Tips For Surviving Birth-Related Injuries

person holding infant's hand
Photo by Aditya Romansa on Unsplash

Around six in every 1,000 children born in the U.S. every year have serious birth injuries, causing issues such as fractures, developmental/neurological disorders, or disorders affecting a child’s ability to move and maintain balance and posture – such as cerebral palsy (CP). Receiving a diagnosis of a condition such as CP can be distressing, so it is important to give oneself time to come to terms with what may be unexpected news, and to take time to rest following a traumatic birth. When parents feel they are ready, there are many steps they can take to ensure that their child has the best, most independent life possible. These steps include researching your legal rights, creating a treatment and therapy plan, and seeking vital support from dedicated networks, groups and forums – both face-to-face and online.

Grief Can Last

A study by K Whittingham and colleagues, published in the journal Disability and Rehabilitation, has revealed that some parents of children who have been diagnosed with a condition such as CP can experience intense grief years after a diagnosis. Scientists suggest that for many parents, sadness is compatible with a healthy, normal reaction that can be met with coping strategies and help from health professionals. If you find that your grief is prolonged, ‘gold standard’ therapies such as cognitive behavioral therapy can help you find proactive, positive ways to deal with moments of sorrow.

Knowing Your Legal Rights

While birth injuries such as fractures can be fixed relatively quickly, others (such as developmental and neurological disorders) can have effects that last a lifetime. Treatment and therapy can be expensive, with the lifetime costs related to caring for a child with CP amounting to hundreds of thousands of dollars. It is important to seek legal advice if the injury was caused by the acts or omissions of your healthcare provider. Cerebral palsy lawyers will be able to advise you on whether or not you could be entitled to damages. In the event of a successful case, the amount awarded can help ensure your child has the best care possible throughout his or her lifetime. In addition to knowing your legal rights, it is also important to research into any aid you may be entitled to – including help with home care and financial aid for medical expenses and required devices.

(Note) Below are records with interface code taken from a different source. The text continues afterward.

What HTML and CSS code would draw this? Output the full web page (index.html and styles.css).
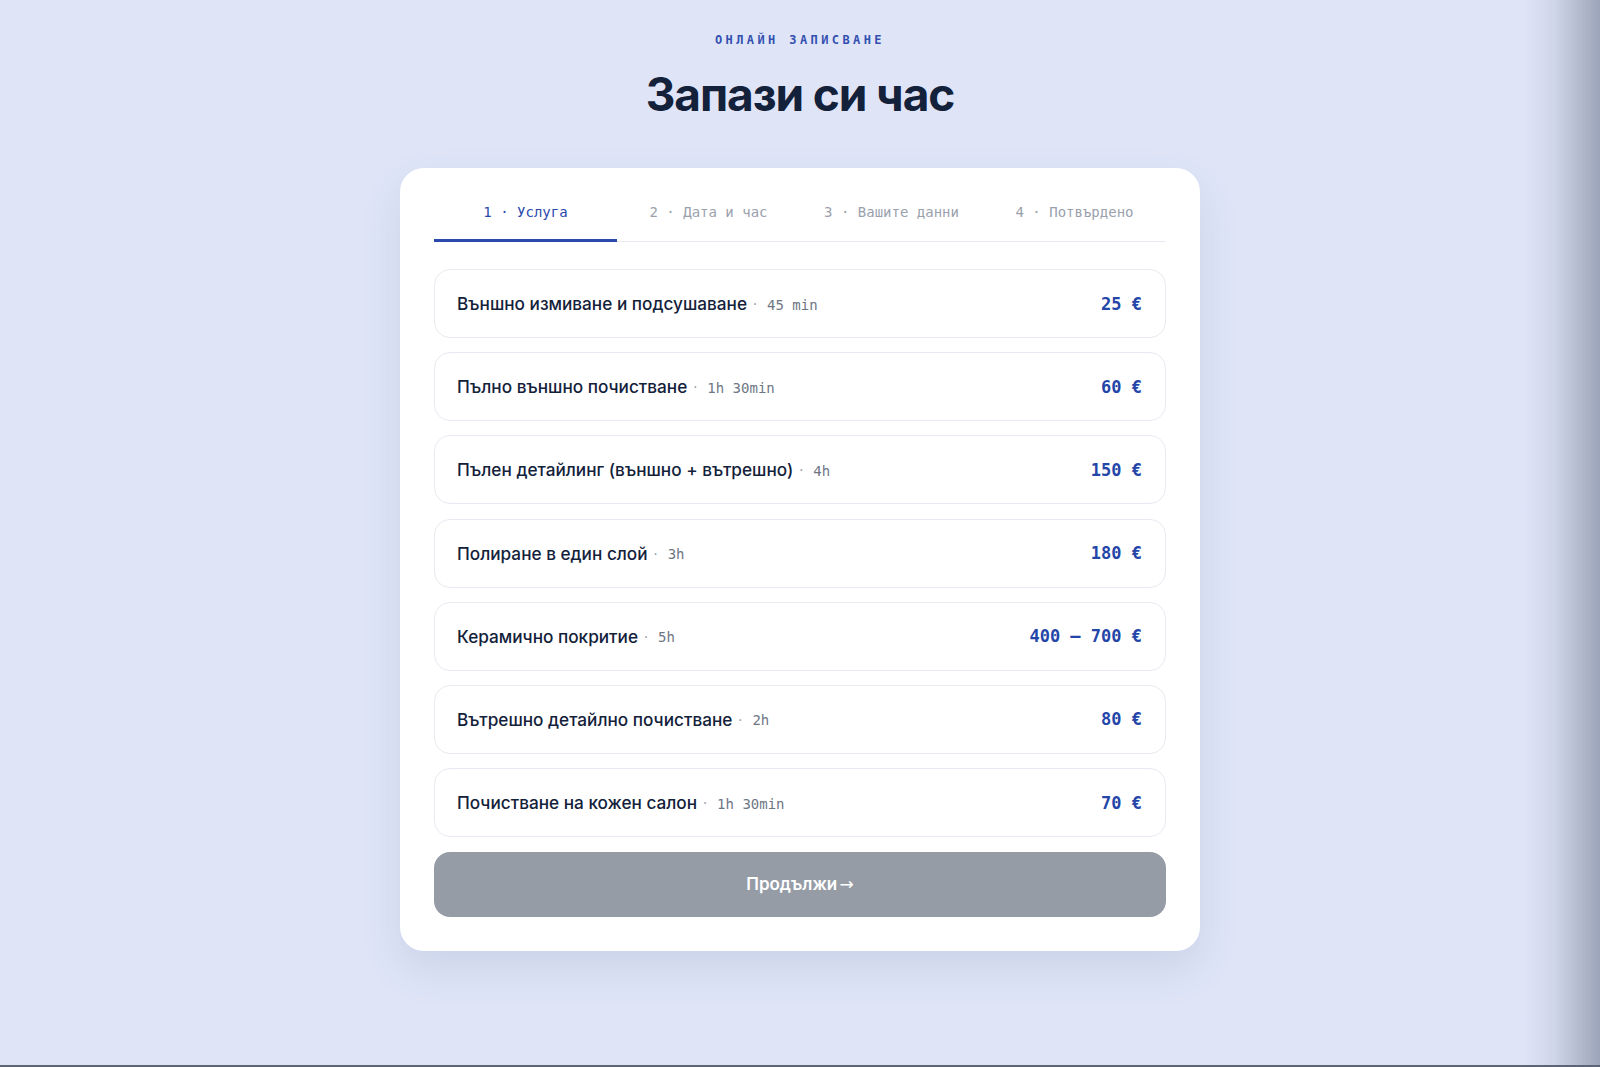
FILE: index.html
```html
<!DOCTYPE html>
<html lang="bg">
<head>
<meta charset="utf-8">
<title>Запази си час</title>
<link rel="stylesheet" href="styles.css">
</head>
<body>
<main class="page">
  <header class="hero">
    <div class="eyebrow">ОНЛАЙН ЗАПИСВАНЕ</div>
    <h1 class="title">Запази си час</h1>
  </header>
  <section class="card">
    <nav class="tabs">
      <div class="tab active">1 · Услуга</div>
      <div class="tab">2 · Дата и час</div>
      <div class="tab">3 · Вашите данни</div>
      <div class="tab">4 · Потвърдено</div>
    </nav>
    <ul class="services">
      <li class="service"><span class="name">Външно измиване и подсушаване</span><span class="sep">·</span><span class="dur">45 min</span><span class="price">25 €</span></li>
      <li class="service"><span class="name">Пълно външно почистване</span><span class="sep">·</span><span class="dur">1h 30min</span><span class="price">60 €</span></li>
      <li class="service"><span class="name">Пълен детайлинг (външно + вътрешно)</span><span class="sep">·</span><span class="dur">4h</span><span class="price">150 €</span></li>
      <li class="service"><span class="name">Полиране в един слой</span><span class="sep">·</span><span class="dur">3h</span><span class="price">180 €</span></li>
      <li class="service"><span class="name">Керамично покритие</span><span class="sep">·</span><span class="dur">5h</span><span class="price">400 – 700 €</span></li>
      <li class="service"><span class="name">Вътрешно детайлно почистване</span><span class="sep">·</span><span class="dur">2h</span><span class="price">80 €</span></li>
      <li class="service"><span class="name">Почистване на кожен салон</span><span class="sep">·</span><span class="dur">1h 30min</span><span class="price">70 €</span></li>
    </ul>
    <button class="next" type="button">Продължи <span class="arrow">→</span></button>
  </section>
</main>
<div class="edge"></div>
</body>
</html>
```
FILE: styles.css
```css
* { box-sizing: border-box; }
html, body { margin: 0; padding: 0; }
body {
  background: #dfe5f7;
  font-family: Inter, "Noto Sans", sans-serif;
  color: #13213a;
  min-height: 1067px;
  border-bottom: 2px solid #5d6575;
}
.page {
  display: flex;
  flex-direction: column;
  align-items: center;
  padding-top: 32px;
}
.hero { text-align: center; }
.eyebrow {
  font-family: "DejaVu Sans Mono", monospace;
  font-size: 12px;
  font-weight: 700;
  letter-spacing: 3.4px;
  color: #3350b0;
  line-height: 16px;
}
.title {
  margin: 20px 0 0;
  font-size: 46px;
  font-weight: 700;
  letter-spacing: -1.1px;
  line-height: 52px;
  color: #13213a;
}
.card {
  margin-top: 48px;
  width: 800px;
  background: #fff;
  border-radius: 24px;
  padding: 24px 34px 34px;
  box-shadow: 0 18px 40px rgba(60, 80, 140, 0.12);
}
.tabs {
  display: grid;
  grid-template-columns: repeat(4, 1fr);
  border-bottom: 1px solid #e6e9ef;
}
.tab {
  text-align: center;
  font-family: "DejaVu Sans Mono", monospace;
  font-size: 14px;
  color: #9aa1ad;
  padding: 12px 0 19px;
  margin-bottom: -1px;
  border-bottom: 3px solid transparent;
}
.tab.active {
  color: #2a49ad;
  border-bottom-color: #2a49ad;
}
.services {
  list-style: none;
  margin: 27px 0 0;
  padding: 0;
  display: flex;
  flex-direction: column;
  gap: 14.2px;
}
.service {
  display: flex;
  align-items: center;
  height: 69px;
  padding: 0 23px 0 22px;
  border: 1px solid #e7eaf0;
  border-radius: 16px;
}
.name {
  font-size: 17.2px;
  font-weight: 500;
  color: #13213a;
}
.sep {
  margin: 0 10px 0 6px;
  color: #8b93a0;
  font-size: 14px;
}
.dur {
  font-family: "DejaVu Sans Mono", monospace;
  font-size: 14px;
  color: #6e7684;
  padding-top: 2px;
}
.price {
  margin-left: auto;
  font-family: "DejaVu Sans Mono", monospace;
  font-size: 17px;
  font-weight: 700;
  color: #2446a8;
}
.next {
  margin-top: 14.5px;
  width: 100%;
  height: 65px;
  border: 0;
  border-radius: 16px;
  background: #959ca6;
  color: #fff;
  font-family: Inter, "Noto Sans", sans-serif;
  font-size: 17px;
  font-weight: 600;
}
.arrow {
  font-family: "DejaVu Sans", sans-serif;
  font-weight: 400;
  margin-left: -2px;
}
.edge {
  position: fixed;
  top: 0;
  right: 0;
  width: 75px;
  height: 100%;
  background: linear-gradient(to right, rgba(90, 100, 125, 0) 0%, rgba(90, 100, 125, 0.12) 40%, rgba(90, 100, 125, 0.5) 100%);
  pointer-events: none;
}
```
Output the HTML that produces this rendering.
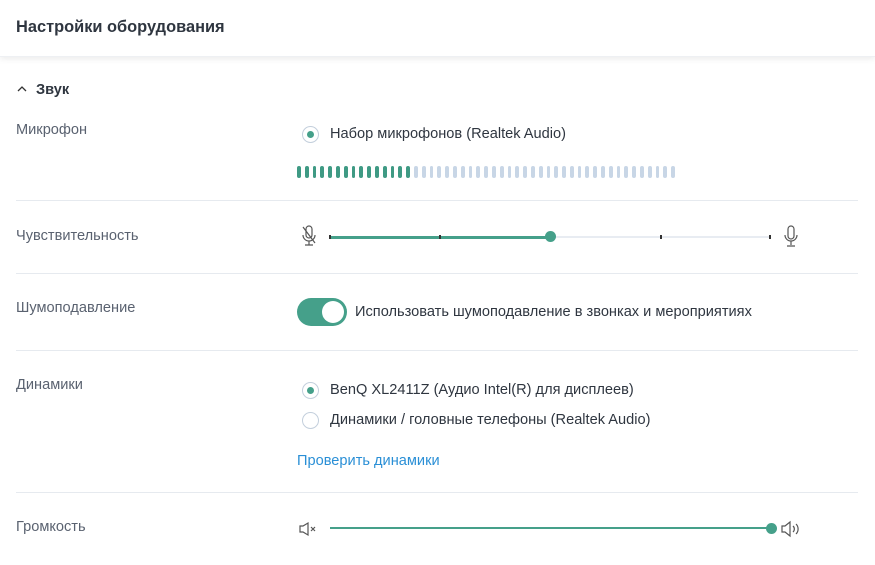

Creating A Treatment And Therapy Plan

Creating a treatment and therapy plan alongside your child’s medical team can help you and your child feel more empowered, since it can include specific goals you may set out to achieve. Your plan may include various therapies – including occupation therapy (focused on helping your child gain independence in daily routines), recreational therapy (such as horseback riding), and physical therapy (to hone strength, flexibility, coordination, and the like). Your doctor can also discuss new therapies (such as stem cell therapy), explaining the pros and cons of new approaches.

Joining Social Networks

Parents benefit greatly from meeting and interacting socially with other parents of children who have undergone a birth injury. Forming part of a network – either face-to-face or online – is not only key from a mental health perspective. It can also open up a world of resources, recommendations for health professionals and treatments, and reading materials that can greatly benefit your child and enhance their progress.

When your child has been diagnosed with a birth injury, it is normal to feel overcome with conflicting emotions – including sadness. It is important to recognize these emotions and seek professional help if necessary. Once you feel ready to tackle practical matters, research your legal rights, and find out if you are entitled to any financial or other types of aid. Creating a treatment plan, discovering new therapies, and forming part of a social network can also help you set goals and feel more empowered as you achieve each one.